I ate a Sokolowski’s with Wasco and managed to complete my first Literary Café Weekend Trifecta. I met another local blogger and fixed a local resident’s wireless connection, but locked her out of her own work computer when trying to change its workgroup to allow her to have a home network. Nevertheless, she still agreed to tango with me this evening.
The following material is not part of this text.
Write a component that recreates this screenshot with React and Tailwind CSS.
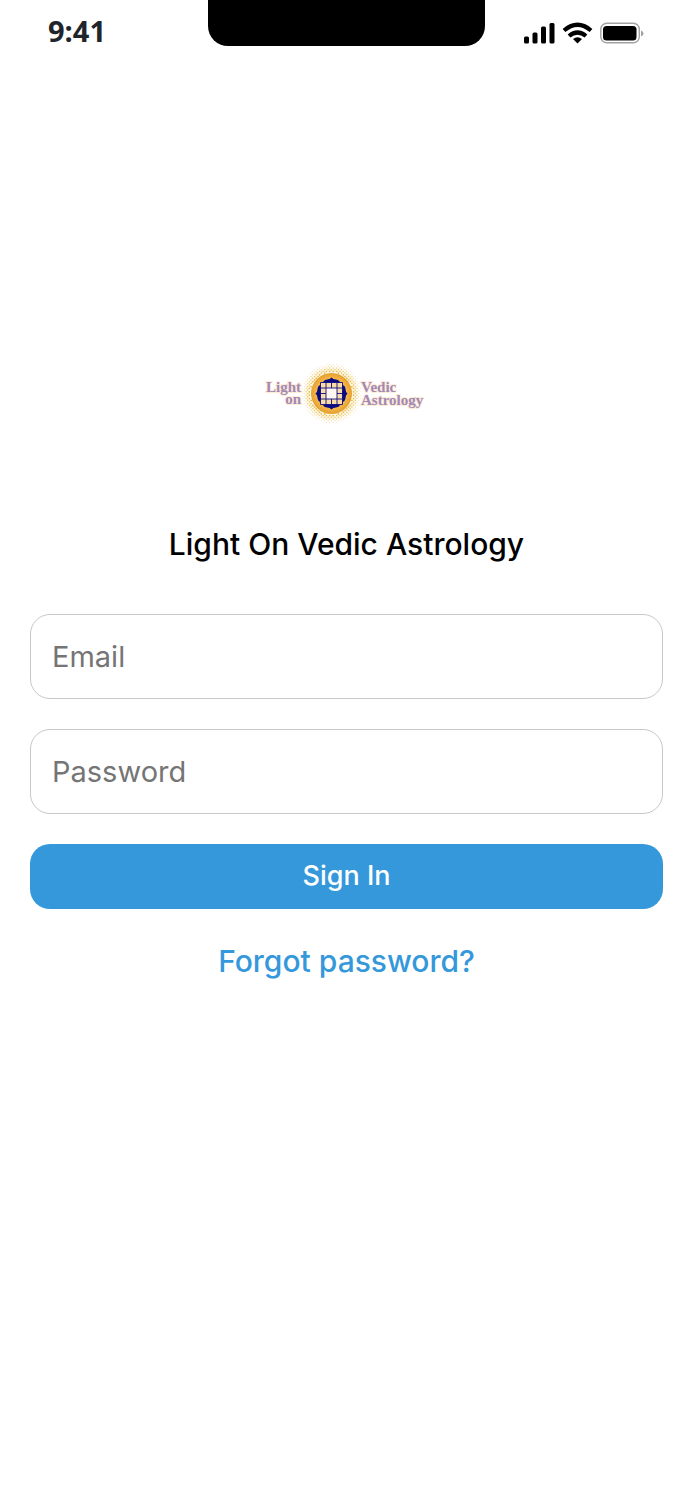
import React, { useState } from "react";

const CENTER_X = 75.5;
const CENTER_Y = 37.5;
const DOT_STEP = 1.7;

// diagonal lattice of dots around the sun, smaller and paler towards the edge
const haloDots = [];
for (let row = -18; row <= 18; row++) {
  for (let col = -18; col <= 18; col++) {
    if ((row + col) % 2 !== 0) continue;
    const distance = Math.hypot(row, col) * DOT_STEP;
    if (distance < 21 || distance > 30) continue;
    const fade = (30 - distance) / 9;
    haloDots.push({
      key: `${row}:${col}`,
      x: CENTER_X + col * DOT_STEP,
      y: CENTER_Y + row * DOT_STEP,
      size: 0.5 + fade * 0.4,
      opacity: 0.3 + fade * 0.7,
    });
  }
}

const Logo = () => (
  <svg
    viewBox="0 0 181 72"
    className="w-[181px] h-[72px]"
    role="img"
    aria-label="Light on Vedic Astrology"
  >
    <defs>
      <radialGradient id="sun">
        <stop offset="0" stopColor="#f9cf7c" />
        <stop offset="0.75" stopColor="#f5b548" />
        <stop offset="1" stopColor="#e5a02c" />
      </radialGradient>
    </defs>
    <circle cx={CENTER_X} cy={CENTER_Y} r="26" fill="#fdf3d3" opacity="0.6" />
    {haloDots.map((dot) => (
      <circle
        key={dot.key}
        cx={dot.x}
        cy={dot.y}
        r={dot.size}
        fill="#e3b440"
        opacity={dot.opacity}
      />
    ))}
    <circle cx={CENTER_X} cy={CENTER_Y} r="20.5" fill="url(#sun)" />

    {/* lotus petals behind the chart */}
    <path
      d="M75.5 21.5 Q77 23.5 80 23.5 Q84 24 84 27 H67 Q67 24 71 23.5 Q74 23.5 75.5 21.5Z
         M75.5 53.5 Q77 51.5 80 51.5 Q84 51 84 48 H67 Q67 51 71 51.5 Q74 51.5 75.5 53.5Z
         M59.5 37.5 Q61.5 36 61.5 33 Q62 29 65 29 V46 Q62 46 61.5 42 Q61.5 39 59.5 37.5Z
         M91.5 37.5 Q89.5 36 89.5 33 Q89 29 86 29 V46 Q89 46 89.5 42 Q89.5 39 91.5 37.5Z"
      fill="#0b0b80"
    />
    <rect x="64.5" y="26.5" width="22" height="22" fill="#f9dca8" />
    <rect x="70" y="32" width="11" height="11" fill="#fff8f2" />
    <path
      d="M64.5 26.5H86.5V48.5H64.5Z M70 26.5V48.5 M81 26.5V48.5 M64.5 32H86.5 M64.5 43H86.5 M75.5 26.5V32 M75.5 43V48.5 M64.5 37.5H70 M81 37.5H86.5"
      fill="none"
      stroke="#0b0b80"
      strokeWidth="0.9"
    />

    <g
      className="font-['Liberation_Serif',serif]"
      fill="#a388b4"
      stroke="#fdecd6"
      strokeWidth="2"
      paintOrder="stroke"
      fontSize="15"
      fontWeight="bold"
    >
      <text x="45" y="36" textAnchor="end">Light</text>
      <text x="45" y="48" textAnchor="end">on</text>
      <text x="105" y="36">Vedic</text>
      <text x="105" y="49">Astrology</text>
    </g>
  </svg>
);

const StatusBar = () => (
  <header className="flex items-start">
    <div className="flex-1 pl-12 pt-[13px]">
      <span className="block text-[29px] leading-9 font-bold text-[#20242b] font-['Open_Sans',sans-serif]">
        9:41
      </span>
    </div>
    <div className="w-2/5 h-[46px] rounded-b-[20px] bg-black" />
    <div className="flex-1 flex justify-end pr-12 pt-[22px]">
      <svg viewBox="0 0 122 24" className="w-[122px] h-6" aria-hidden="true">
        <rect x="1" y="14.5" width="5" height="7" rx="1.5" />
        <rect x="9.5" y="10.5" width="5" height="11" rx="1.5" />
        <rect x="18" y="4.5" width="5" height="17" rx="1.5" />
        <rect x="26.5" y="1" width="5" height="20.5" rx="1.5" />
        <path d="M41 8.5 Q54.5 -3 68 8.5" fill="none" stroke="#000" strokeWidth="4.2" />
        <path d="M46 14 Q54.5 7 63 14" fill="none" stroke="#000" strokeWidth="4.2" />
        <path d="M54.5 21.5 L50 17 Q54.5 13.5 59 17Z" />
        <rect x="77.8" y="1.3" width="38.5" height="19.5" rx="6" fill="none" stroke="#a3a3a3" strokeWidth="1.4" />
        <rect x="80" y="4" width="33.5" height="14.5" rx="3.5" />
        <path d="M118 8.5 Q120.5 9.5 120.5 11.5 T118 14.5Z" fill="#a3a3a3" />
      </svg>
    </div>
  </header>
);

const inputClass =
  "block w-full h-[85px] rounded-[20px] border border-[#c8c8c8] bg-white px-[21px] text-[29px] text-black placeholder:text-[#757575] outline-none focus:border-[#3498db]";

const App = () => {
  const [email, setEmail] = useState("");
  const [password, setPassword] = useState("");

  return (
    <div className="min-h-screen bg-white font-['Inter',sans-serif]">
      <StatusBar />
      {/* the clock's line makes the status bar 49px high */}
      <main className="px-[30px] pt-[307px]">
        <div className="flex justify-center">
          <Logo />
        </div>
        <h1 className="mt-24 text-center text-[30px] leading-10 font-medium text-black">
          Light On Vedic Astrology
        </h1>
        <form className="mt-[50px]" onSubmit={(e) => e.preventDefault()}>
          <input
            type="email"
            aria-label="Email"
            placeholder="Email"
            value={email}
            onChange={(e) => setEmail(e.target.value)}
            className={inputClass}
          />
          <input
            type="password"
            aria-label="Password"
            placeholder="Password"
            value={password}
            onChange={(e) => setPassword(e.target.value)}
            className={`${inputClass} mt-[30px]`}
          />
          <button
            type="submit"
            className="mt-[30px] block h-[65px] w-full rounded-[20px] bg-[#3498db] text-[27px] font-medium text-white"
          >
            Sign In
          </button>
        </form>
        <div className="mt-8 text-center">
          <a href="#forgot" className="text-[30px] leading-10 font-medium text-[#3498db]">
            Forgot password?
          </a>
        </div>
      </main>
    </div>
  );
};

export default App;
I was supposed to work on a website for a local business owner/resident yesterday, but every 34sp hosted site was down for I don’t know how long. So I’m a day behind and don’t particularly like that.

Training Day 27

Saturday, 28 January 2006

I’ve’nt run 9 miles in something like 10 years when the cross country team used to haul ass from the highest point in the county [the high school] to almost the lowest [in a van down by the river]. I did it today though. And my legs friggin’ hurt. I think I’m pretty well cardio-vasculared up and just have to wait until my legs get their asses in gear. Yowch for now though.

Smart/Jack/Dumb Ass

Friday, 27 January 2006

I’ve decided I tend to be excessively jerkstore when I’m hanging out with friends and making small talk. I think it is a combination of being slightly bored with small talk, and only-child-trying-to-be-the-center-of-attention-ism. As soon as something interesting catches my attention, however, I become my basic ever-curious self. Now that I realize why I’m an ass so often, I can consciously work to be less boorish. This is science.

Training Day 25

Thursday, 26 January 2006

So I was a jackass and didn’t run today. I had a three mile run scheduled but the motivation just wasn’t there, my calves are still pretty knotty and it was bitchass cold out. I’ve got more excuses than Wrigley has chewing gum, but I’m hoping that this tactical day off will let me do my nine miler without a hitch on Saturday. I’d hate to pull a muscle 4 miles from home.